# Start of Dataset excerpt

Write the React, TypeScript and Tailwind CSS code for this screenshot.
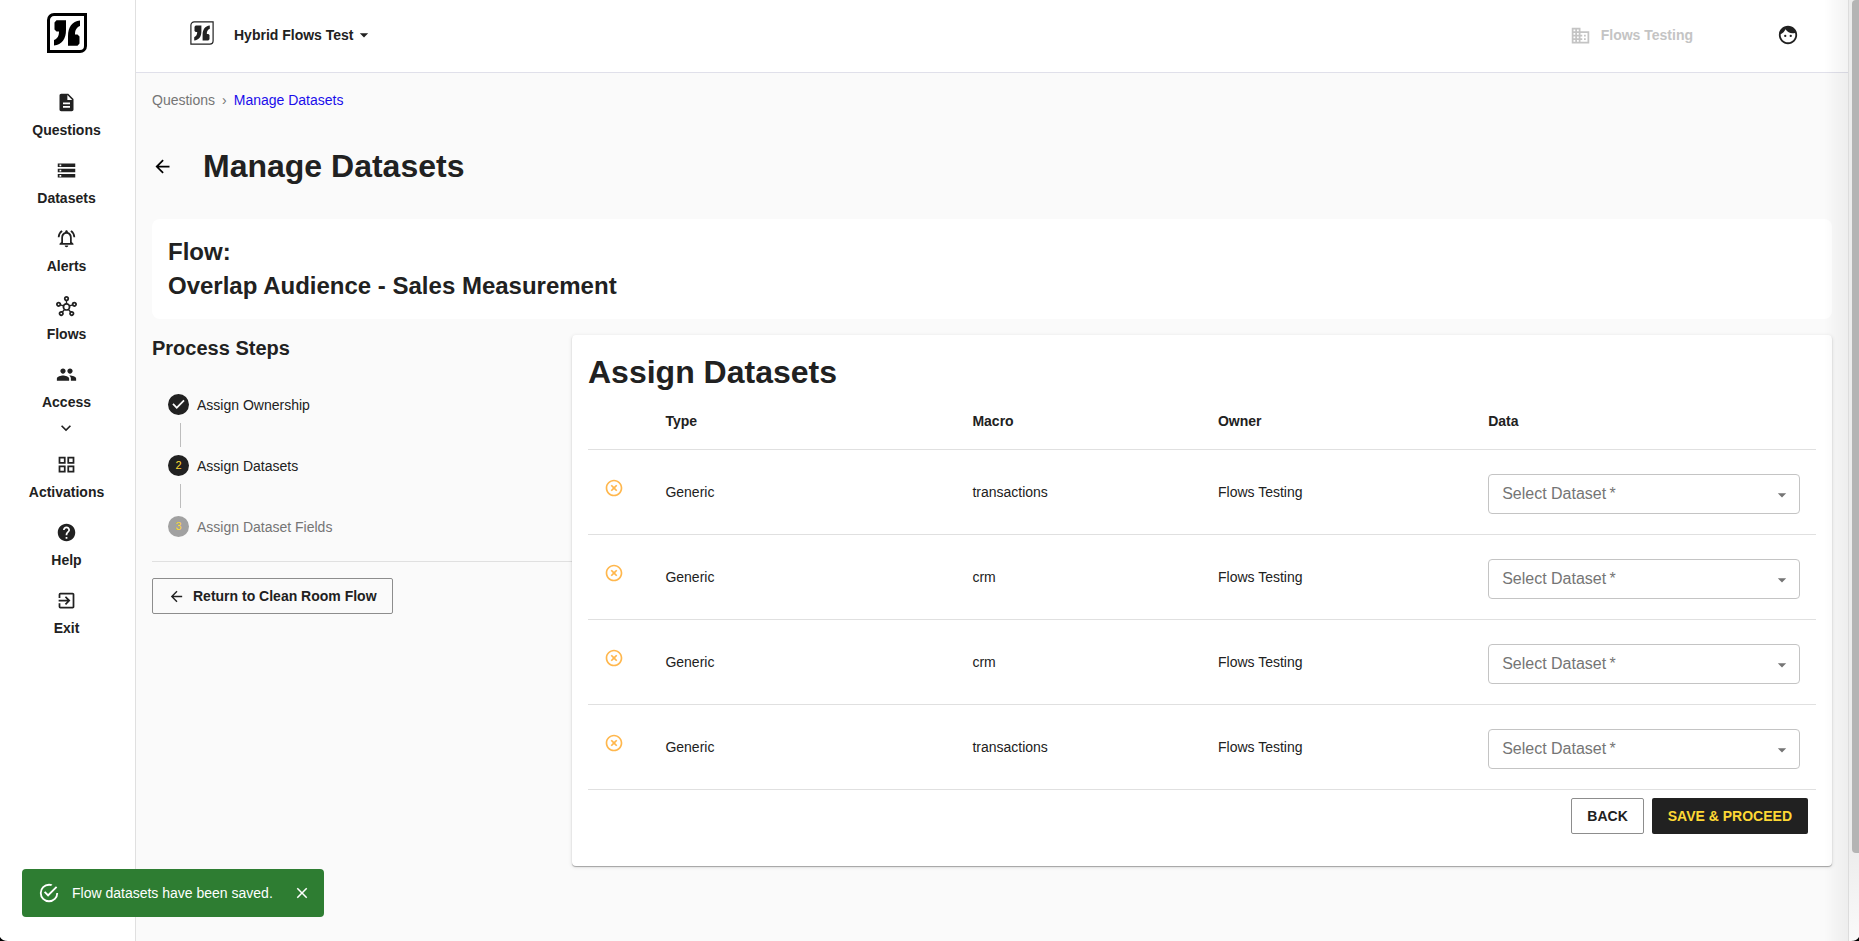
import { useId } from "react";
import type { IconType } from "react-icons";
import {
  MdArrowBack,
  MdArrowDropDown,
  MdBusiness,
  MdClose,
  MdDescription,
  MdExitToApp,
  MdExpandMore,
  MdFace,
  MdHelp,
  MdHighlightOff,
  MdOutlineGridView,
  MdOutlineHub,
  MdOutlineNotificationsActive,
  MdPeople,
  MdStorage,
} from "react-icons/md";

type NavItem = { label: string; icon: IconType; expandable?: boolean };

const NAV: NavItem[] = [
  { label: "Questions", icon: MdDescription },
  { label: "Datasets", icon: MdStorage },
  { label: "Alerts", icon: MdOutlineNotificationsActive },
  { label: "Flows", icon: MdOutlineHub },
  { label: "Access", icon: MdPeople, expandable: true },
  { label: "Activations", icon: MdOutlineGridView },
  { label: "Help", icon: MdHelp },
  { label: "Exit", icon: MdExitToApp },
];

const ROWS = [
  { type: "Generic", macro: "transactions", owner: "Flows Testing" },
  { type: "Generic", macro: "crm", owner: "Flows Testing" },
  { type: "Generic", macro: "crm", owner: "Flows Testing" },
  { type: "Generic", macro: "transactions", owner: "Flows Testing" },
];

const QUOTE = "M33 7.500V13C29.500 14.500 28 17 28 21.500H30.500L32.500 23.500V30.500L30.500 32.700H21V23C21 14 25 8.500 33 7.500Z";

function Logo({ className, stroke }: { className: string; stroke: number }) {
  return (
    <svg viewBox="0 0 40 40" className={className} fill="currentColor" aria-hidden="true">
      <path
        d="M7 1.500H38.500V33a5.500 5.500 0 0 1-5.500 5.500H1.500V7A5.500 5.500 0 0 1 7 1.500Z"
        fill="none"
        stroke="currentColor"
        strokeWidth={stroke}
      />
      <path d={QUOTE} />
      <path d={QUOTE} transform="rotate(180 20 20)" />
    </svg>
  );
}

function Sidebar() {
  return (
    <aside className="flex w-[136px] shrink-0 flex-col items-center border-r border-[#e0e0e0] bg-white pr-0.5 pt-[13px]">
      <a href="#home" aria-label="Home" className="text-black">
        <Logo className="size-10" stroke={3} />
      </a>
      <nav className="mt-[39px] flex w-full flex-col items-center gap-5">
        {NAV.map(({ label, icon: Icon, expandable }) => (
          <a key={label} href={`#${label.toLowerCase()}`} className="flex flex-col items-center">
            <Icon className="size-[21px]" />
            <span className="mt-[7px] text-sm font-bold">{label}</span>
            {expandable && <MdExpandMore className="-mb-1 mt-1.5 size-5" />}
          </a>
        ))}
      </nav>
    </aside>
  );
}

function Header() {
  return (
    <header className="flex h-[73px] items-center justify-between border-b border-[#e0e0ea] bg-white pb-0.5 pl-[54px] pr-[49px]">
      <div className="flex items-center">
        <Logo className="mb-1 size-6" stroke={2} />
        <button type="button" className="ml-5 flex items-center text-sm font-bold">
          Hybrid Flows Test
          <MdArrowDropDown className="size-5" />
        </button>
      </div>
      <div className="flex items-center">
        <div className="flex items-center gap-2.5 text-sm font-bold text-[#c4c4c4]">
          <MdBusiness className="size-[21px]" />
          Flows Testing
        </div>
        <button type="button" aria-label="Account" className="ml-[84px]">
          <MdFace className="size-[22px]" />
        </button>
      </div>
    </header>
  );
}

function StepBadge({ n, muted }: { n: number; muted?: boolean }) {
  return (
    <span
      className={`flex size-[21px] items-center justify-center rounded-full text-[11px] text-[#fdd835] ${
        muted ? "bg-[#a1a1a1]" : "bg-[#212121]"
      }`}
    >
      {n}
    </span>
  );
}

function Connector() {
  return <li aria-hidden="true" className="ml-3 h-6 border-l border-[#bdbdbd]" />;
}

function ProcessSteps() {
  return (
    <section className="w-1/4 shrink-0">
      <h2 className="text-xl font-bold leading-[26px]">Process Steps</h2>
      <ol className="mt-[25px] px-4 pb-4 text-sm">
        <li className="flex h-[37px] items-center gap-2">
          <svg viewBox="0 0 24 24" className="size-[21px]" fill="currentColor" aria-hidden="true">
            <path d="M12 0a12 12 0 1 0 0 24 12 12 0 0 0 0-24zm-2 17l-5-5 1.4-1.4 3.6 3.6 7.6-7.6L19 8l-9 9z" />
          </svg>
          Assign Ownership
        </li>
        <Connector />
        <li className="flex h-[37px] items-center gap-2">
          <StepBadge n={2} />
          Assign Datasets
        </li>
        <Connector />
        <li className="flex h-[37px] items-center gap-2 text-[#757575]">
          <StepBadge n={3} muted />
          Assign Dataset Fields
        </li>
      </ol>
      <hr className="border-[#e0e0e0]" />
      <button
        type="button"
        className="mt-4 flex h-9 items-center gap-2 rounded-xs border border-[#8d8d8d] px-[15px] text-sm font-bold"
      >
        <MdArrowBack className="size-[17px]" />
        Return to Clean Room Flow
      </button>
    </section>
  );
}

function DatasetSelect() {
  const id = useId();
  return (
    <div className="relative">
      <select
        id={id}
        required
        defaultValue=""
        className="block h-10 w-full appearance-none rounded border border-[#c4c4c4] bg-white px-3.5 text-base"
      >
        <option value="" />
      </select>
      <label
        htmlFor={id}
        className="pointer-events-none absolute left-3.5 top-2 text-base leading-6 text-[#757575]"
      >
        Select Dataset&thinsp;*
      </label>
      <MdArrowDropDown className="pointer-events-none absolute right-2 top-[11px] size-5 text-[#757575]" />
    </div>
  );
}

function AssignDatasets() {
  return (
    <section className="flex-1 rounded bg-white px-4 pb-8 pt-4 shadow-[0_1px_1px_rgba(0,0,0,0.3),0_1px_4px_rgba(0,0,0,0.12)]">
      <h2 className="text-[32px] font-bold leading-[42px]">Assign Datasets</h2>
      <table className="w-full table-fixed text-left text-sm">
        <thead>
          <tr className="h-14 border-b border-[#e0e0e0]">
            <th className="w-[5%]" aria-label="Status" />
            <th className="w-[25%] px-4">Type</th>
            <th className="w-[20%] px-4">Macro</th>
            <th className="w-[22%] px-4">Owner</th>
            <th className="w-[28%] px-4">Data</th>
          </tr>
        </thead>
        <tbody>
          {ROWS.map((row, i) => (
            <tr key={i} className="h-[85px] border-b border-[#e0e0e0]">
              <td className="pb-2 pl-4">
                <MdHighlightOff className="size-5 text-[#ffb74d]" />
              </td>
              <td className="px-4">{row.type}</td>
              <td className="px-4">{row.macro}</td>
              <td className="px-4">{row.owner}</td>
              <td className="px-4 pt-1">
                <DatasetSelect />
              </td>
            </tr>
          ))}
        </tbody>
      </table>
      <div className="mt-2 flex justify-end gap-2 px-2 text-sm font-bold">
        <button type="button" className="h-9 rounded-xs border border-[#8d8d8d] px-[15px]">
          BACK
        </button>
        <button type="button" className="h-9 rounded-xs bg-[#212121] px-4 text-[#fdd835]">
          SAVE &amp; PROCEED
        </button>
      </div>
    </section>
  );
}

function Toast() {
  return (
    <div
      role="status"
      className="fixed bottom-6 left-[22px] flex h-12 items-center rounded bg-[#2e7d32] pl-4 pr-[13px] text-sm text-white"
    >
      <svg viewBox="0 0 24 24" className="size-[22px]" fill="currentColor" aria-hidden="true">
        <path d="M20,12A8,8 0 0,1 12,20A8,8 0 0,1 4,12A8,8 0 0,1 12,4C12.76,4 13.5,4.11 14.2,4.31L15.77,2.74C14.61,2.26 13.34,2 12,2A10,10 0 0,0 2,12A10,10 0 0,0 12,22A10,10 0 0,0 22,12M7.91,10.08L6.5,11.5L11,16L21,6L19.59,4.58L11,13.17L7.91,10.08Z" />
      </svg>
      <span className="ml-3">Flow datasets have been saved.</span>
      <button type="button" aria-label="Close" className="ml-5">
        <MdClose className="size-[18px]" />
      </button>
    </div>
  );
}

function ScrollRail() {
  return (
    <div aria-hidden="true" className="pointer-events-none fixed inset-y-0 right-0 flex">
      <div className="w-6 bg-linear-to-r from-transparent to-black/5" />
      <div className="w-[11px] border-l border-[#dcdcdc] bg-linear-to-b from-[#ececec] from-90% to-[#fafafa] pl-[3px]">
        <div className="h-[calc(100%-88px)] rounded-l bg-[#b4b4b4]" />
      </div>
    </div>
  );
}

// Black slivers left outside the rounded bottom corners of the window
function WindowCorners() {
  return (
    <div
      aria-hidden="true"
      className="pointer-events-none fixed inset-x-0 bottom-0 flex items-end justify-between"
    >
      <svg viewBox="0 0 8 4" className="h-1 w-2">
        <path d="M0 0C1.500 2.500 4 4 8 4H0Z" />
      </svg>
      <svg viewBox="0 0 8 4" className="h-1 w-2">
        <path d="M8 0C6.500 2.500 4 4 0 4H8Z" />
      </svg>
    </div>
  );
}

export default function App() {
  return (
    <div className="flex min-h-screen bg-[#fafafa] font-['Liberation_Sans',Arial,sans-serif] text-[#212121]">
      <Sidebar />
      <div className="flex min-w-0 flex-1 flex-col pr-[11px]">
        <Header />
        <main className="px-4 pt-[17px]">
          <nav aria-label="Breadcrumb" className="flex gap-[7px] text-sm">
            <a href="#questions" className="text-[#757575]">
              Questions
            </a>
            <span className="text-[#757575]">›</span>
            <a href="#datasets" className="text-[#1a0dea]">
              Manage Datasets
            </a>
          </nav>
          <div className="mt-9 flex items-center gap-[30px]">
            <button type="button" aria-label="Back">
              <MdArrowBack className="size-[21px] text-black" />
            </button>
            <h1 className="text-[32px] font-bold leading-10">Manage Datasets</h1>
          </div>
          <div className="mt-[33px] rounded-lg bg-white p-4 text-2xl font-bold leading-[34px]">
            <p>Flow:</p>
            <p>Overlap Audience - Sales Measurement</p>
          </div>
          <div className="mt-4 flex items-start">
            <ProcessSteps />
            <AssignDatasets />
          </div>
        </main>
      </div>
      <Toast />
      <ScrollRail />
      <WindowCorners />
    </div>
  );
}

# End of Dataset excerpt

*Work instructions*: Return, unchanged, the lines from the first line of the material through the line that holds "7.500V13C29.500 14.500 28", inclusive, omitting pictures.

*Result of this task*:
Write the React, TypeScript and Tailwind CSS code for this screenshot.
import { useId } from "react";
import type { IconType } from "react-icons";
import {
  MdArrowBack,
  MdArrowDropDown,
  MdBusiness,
  MdClose,
  MdDescription,
  MdExitToApp,
  MdExpandMore,
  MdFace,
  MdHelp,
  MdHighlightOff,
  MdOutlineGridView,
  MdOutlineHub,
  MdOutlineNotificationsActive,
  MdPeople,
  MdStorage,
} from "react-icons/md";

type NavItem = { label: string; icon: IconType; expandable?: boolean };

const NAV: NavItem[] = [
  { label: "Questions", icon: MdDescription },
  { label: "Datasets", icon: MdStorage },
  { label: "Alerts", icon: MdOutlineNotificationsActive },
  { label: "Flows", icon: MdOutlineHub },
  { label: "Access", icon: MdPeople, expandable: true },
  { label: "Activations", icon: MdOutlineGridView },
  { label: "Help", icon: MdHelp },
  { label: "Exit", icon: MdExitToApp },
];

const ROWS = [
  { type: "Generic", macro: "transactions", owner: "Flows Testing" },
  { type: "Generic", macro: "crm", owner: "Flows Testing" },
  { type: "Generic", macro: "crm", owner: "Flows Testing" },
  { type: "Generic", macro: "transactions", owner: "Flows Testing" },
];

const QUOTE = "M33 7.500V13C29.500 14.500 28 17 28 21.500H30.500L32.500 23.500V30.500L30.500 32.700H21V23C21 14 25 8.500 33 7.500Z";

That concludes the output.